Check Item 9: Whether the vdb Disk on the Node Is Deleted

If the vdb disk on a node is deleted, you can refer to this topic to restore the node.

Check Item 10: Whether the Docker Service Is Normal

  1. Run the following command to check whether the Docker service is running:

    systemctl status docker

    If the command fails or the Docker service status is not active, locate the cause or contact technical support if necessary.

  2. Run the following command to check the number of containers on the node:

    docker ps -a | wc -l

    If the command is suspended, the command execution takes a long time, or there are more than 1000 abnormal containers, check whether workloads are repeatedly created and deleted. If a large number of containers are frequently created and deleted, there may be a large number of abnormal containers, and these containers cannot be cleared in a timely manner.

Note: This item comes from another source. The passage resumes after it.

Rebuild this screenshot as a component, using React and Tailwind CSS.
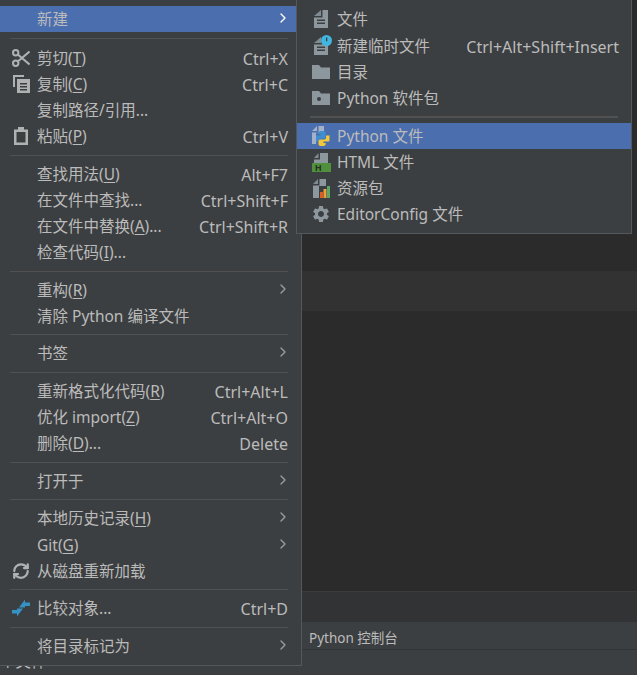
import React from "react";
import { ChevronRight, RefreshCw } from "lucide-react";
import { MdSettings } from "react-icons/md";

const font = `"Noto Sans", "Noto Sans CJK SC", sans-serif`;

const ScissorsIcon = () => (
  <svg width="18" height="18" viewBox="0 0 18 18" fill="none" stroke="#afb1b3" strokeWidth="2">
    <circle cx="3.7" cy="3.7" r="2.7" />
    <circle cx="3.7" cy="14.3" r="2.7" />
    <path d="M5.800 5.400 17.500 15.500M5.800 12.600 17.500 2.500" />
  </svg>
);

const CopyIcon = () => (
  <svg width="17" height="18" viewBox="0 0 17 18">
    <path d="M0 0h11v2H2v10H0z" fill="#afb1b3" />
    <path d="M4 4h13v14H4z" fill="#afb1b3" />
    <path d="M7 8h7v1.500H7zM7 11h7v1.500H7zM7 14h7v1.500H7z" fill="#3c3f41" />
  </svg>
);

const PasteIcon = () => (
  <svg width="14" height="18" viewBox="0 0 14 18">
    <path fillRule="evenodd" d="M0 2.500h4V0h6v2.500h4V18H0zM2.500 5v10.500h9V5z" fill="#afb1b3" />
  </svg>
);

const CompareIcon = () => (
  <svg width="18" height="18" viewBox="0 0 18 18" fill="#3592c4">
    <path d="M7 8.500 13 .5V3.500H18V7H13V8.500Z" />
    <path d="M11 9.500 5 17.500V14.500H0V11H5V9.500Z" />
  </svg>
);

const FileIcon = () => (
  <svg width="14" height="18" viewBox="0 0 14 18">
    <path d="M7 0v6H0z" fill="#7f8b91" />
    <path d="M8.500 0H14v18H0V7.500h8.500z" fill="#8d979e" />
    <path d="M3 9.500h8V11H3zM3 12.500h8V14H3z" fill="#3c3f41" />
  </svg>
);

const TempFileIcon = () => (
  <span className="relative flex">
    <FileIcon />
    <svg className="absolute left-[7px] top-[-2px]" width="11" height="11" viewBox="0 0 11 11">
      <circle cx="5.500" cy="5.500" r="5.500" fill="#40b6e0" />
      <path d="M5 2.500h1.300v3.800H5z" fill="#3c3f41" />
    </svg>
  </span>
);

const FolderIcon = ({ dot }) => (
  <svg width="18" height="14" viewBox="0 0 18 14">
    <path d="M0 0h7l2 2.500h9V14H0z" fill="#8d979e" />
    {dot && <circle cx="7" cy="8" r="2" fill="#3c3f41" />}
  </svg>
);

const PythonIcon = () => (
  <svg width="18" height="20" viewBox="0 0 18 20">
    <path d="M5 0v5H0z" fill="#a3b2c9" />
    <path d="M6.500 0H12v6H6a2 2 0 0 0-2 2v10H0V6.500h6.500z" fill="#a3b2c9" />
    <path d="M4 17V9.500h4.500V8H6.500V6.800C6.500 5.500 8 5 10 5s3.500.500 3.500 1.800V11c0 1-.8 1.500-1.800 1.500H8c-1 0-1.600.700-1.600 1.700V15H5z" fill="#3f8fd0" />
    <path d="M17.500 9.500V14c0 1-.7 1.500-1.500 1.500h-4.500V17h2.200v1.200c0 1.300-1.700 1.800-3.700 1.800s-3.500-.500-3.500-1.800V15c0-1 .8-1.500 1.800-1.500h4c1.100 0 1.700-.700 1.700-1.700V9.500z" fill="#f2c83a" />
  </svg>
);

const HtmlIcon = () => (
  <svg width="19" height="19" viewBox="0 0 19 19">
    <path d="M6.500 0v5H2z" fill="#7f8b91" />
    <path d="M8 0H16v10H2V6.500h6z" fill="#8d979e" />
    <path d="M0 10h19v9H0z" fill="#4f8f3e" />
    <text x="3" y="18" fontSize="9" fontWeight="700" fontFamily="Liberation Sans" fill="#22301f">H</text>
  </svg>
);

const ResourceIcon = () => (
  <svg width="17" height="19" viewBox="0 0 17 19">
    <path d="M5 0v5H0z" fill="#7f8b91" />
    <path d="M6.500 0H13v7H6v12H0V6.500h6.500z" fill="#8d979e" />
    <path d="M7 13h3v6H7z" fill="#e05a24" />
    <path d="M10.500 10h3v9h-3z" fill="#e8a33d" />
    <path d="M14 7h3v12h-3z" fill="#59a869" />
  </svg>
);

const GearIcon = () => <MdSettings size={20} color="#8d979e" />;

const u = (s) => <u className="underline underline-offset-2">{s}</u>;

const mainMenu = [
  { label: "新建", arrow: true, active: true },
  { sep: "h-[13px]" },
  { icon: <ScissorsIcon />, label: <>剪切({u("T")})</>, shortcut: "Ctrl+X" },
  { icon: <CopyIcon />, label: <>复制({u("C")})</>, shortcut: "Ctrl+C" },
  { label: "复制路径/引用..." },
  { icon: <PasteIcon />, label: <>粘贴({u("P")})</>, shortcut: "Ctrl+V" },
  { sep: "h-[12px]" },
  { label: <>查找用法({u("U")})</>, shortcut: "Alt+F7" },
  { label: "在文件中查找...", shortcut: "Ctrl+Shift+F" },
  { label: <>在文件中替换({u("A")})...</>, shortcut: "Ctrl+Shift+R" },
  { label: <>检查代码({u("I")})...</> },
  { sep: "h-[12px]" },
  { label: <>重构({u("R")})</>, arrow: true },
  { label: "清除 Python 编译文件" },
  { sep: "h-[11px]" },
  { label: "书签", arrow: true },
  { sep: "h-[12px]" },
  { label: <>重新格式化代码({u("R")})</>, shortcut: "Ctrl+Alt+L" },
  { label: <>优化 import({u("Z")})</>, shortcut: "Ctrl+Alt+O" },
  { label: <>删除({u("D")})...</>, shortcut: "Delete" },
  { sep: "h-[12px]" },
  { label: "打开于", arrow: true },
  { sep: "h-[11px]" },
  { label: <>本地历史记录({u("H")})</>, arrow: true },
  { label: <>Git({u("G")})</>, arrow: true, tall: true },
  { icon: <RefreshCw size={18} color="#afb1b3" strokeWidth={3} />, label: "从磁盘重新加载" },
  { sep: "h-[11px]" },
  { icon: <CompareIcon />, label: "比较对象...", shortcut: "Ctrl+D" },
  { sep: "h-[12px]" },
  { label: "将目录标记为", arrow: true },
];

const subMenu = [
  { icon: <FileIcon />, label: "文件" },
  { icon: <TempFileIcon />, label: "新建临时文件", shortcut: "Ctrl+Alt+Shift+Insert", tall: true },
  { icon: <FolderIcon />, label: "目录" },
  { icon: <FolderIcon dot />, label: "Python 软件包" },
  { sep: "h-[12px]" },
  { icon: <PythonIcon />, label: "Python 文件", active: true },
  { icon: <HtmlIcon />, label: "HTML 文件" },
  { icon: <ResourceIcon />, label: "资源包" },
  { icon: <GearIcon />, label: "EditorConfig 文件" },
];

const Row = ({ item, slot, rowPad }) => (
  <div
    className={`flex items-center ${item.tall ? "h-[27px]" : "h-[26px]"} ${rowPad} ${
      item.active ? "bg-[#4b6eaf]" : ""
    }`}
  >
    {slot(item.icon)}
    <span className="flex-1 whitespace-nowrap pt-[2px]">{item.label}</span>
    {item.shortcut && <span className="whitespace-nowrap pt-[2px] text-[16px]">{item.shortcut}</span>}
    {item.arrow && (
      <ChevronRight
        size={16}
        strokeWidth={2}
        className={`-mr-[3px] -mt-[2px] ${item.active ? "text-white" : "text-[#9a9da0]"}`}
      />
    )}
  </div>
);

const mainSlot = (icon) => (
  <span className="flex h-full w-[37px] shrink-0 items-center justify-center pl-[5px]">{icon}</span>
);

const subSlot = (icon) => (
  <span className="flex h-full w-[40px] shrink-0 items-center justify-center pl-[8px]">{icon}</span>
);

export default function App() {
  return (
    <div
      className="relative flex h-[675px] w-[637px] flex-col overflow-hidden bg-[#3c3f41] text-[15.5px] text-[#bbbbbb]"
      style={{ fontFamily: font }}
    >
      {/* ide behind the menus */}
      <div className="h-[591px] shrink-0 bg-[#2b2b2b] pt-[271px]">
        <div className="h-[40px] bg-[#323232]" />
      </div>
      <div className="h-[31px] shrink-0 border-t border-[#393b3d] bg-[#313335]" />
      <div className="flex h-[28px] shrink-0 items-center border-b border-[#323537] pl-[309px] pt-[5px] text-[13.5px]">
        Python 控制台
      </div>
      <div className="shrink-0 leading-[22px]">个文件</div>

      {/* main context menu */}
      <div className="absolute left-0 top-0 w-[302px] border-b border-r border-[#55585a] bg-[#3c3f41] pb-[6px] pt-[6px]">
        {mainMenu.map((item, i) =>
          item.sep ? (
            <div key={i} className={`flex items-center pl-[10px] pr-[13px] ${item.sep}`}>
              <div className="h-px w-full bg-[#515151]" />
            </div>
          ) : (
            <Row key={i} item={item} slot={mainSlot} rowPad="pr-[13px]" />
          ),
        )}
      </div>

      {/* new submenu */}
      <div className="absolute left-[296px] top-0 w-[336px] border-x border-b border-[#55585a] bg-[#3c3f41] pb-[6px] pt-[6px]">
        {subMenu.map((item, i) =>
          item.sep ? (
            <div key={i} className={`flex items-center px-[13px] ${item.sep}`}>
              <div className="h-[2px] w-full bg-[#515151]" />
            </div>
          ) : (
            <Row key={i} item={item} slot={subSlot} rowPad="pr-[12px]" />
          ),
        )}
      </div>
    </div>
  );
}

    In this case, stop repeated creation and deletion of the workload or use more nodes to share the workload. Generally, the nodes will be restored after a period of time. If necessary, run the docker rm {container_id} command to manually clear abnormal containers.

Check Item 11: Whether a Yearly/Monthly Node Is Being Unsubscribed

Once a node is unsubscribed, it will take some time to process the order, rendering the node unavailable during this period. Typically, the node is expected to be automatically cleared within 5 to 10 minutes.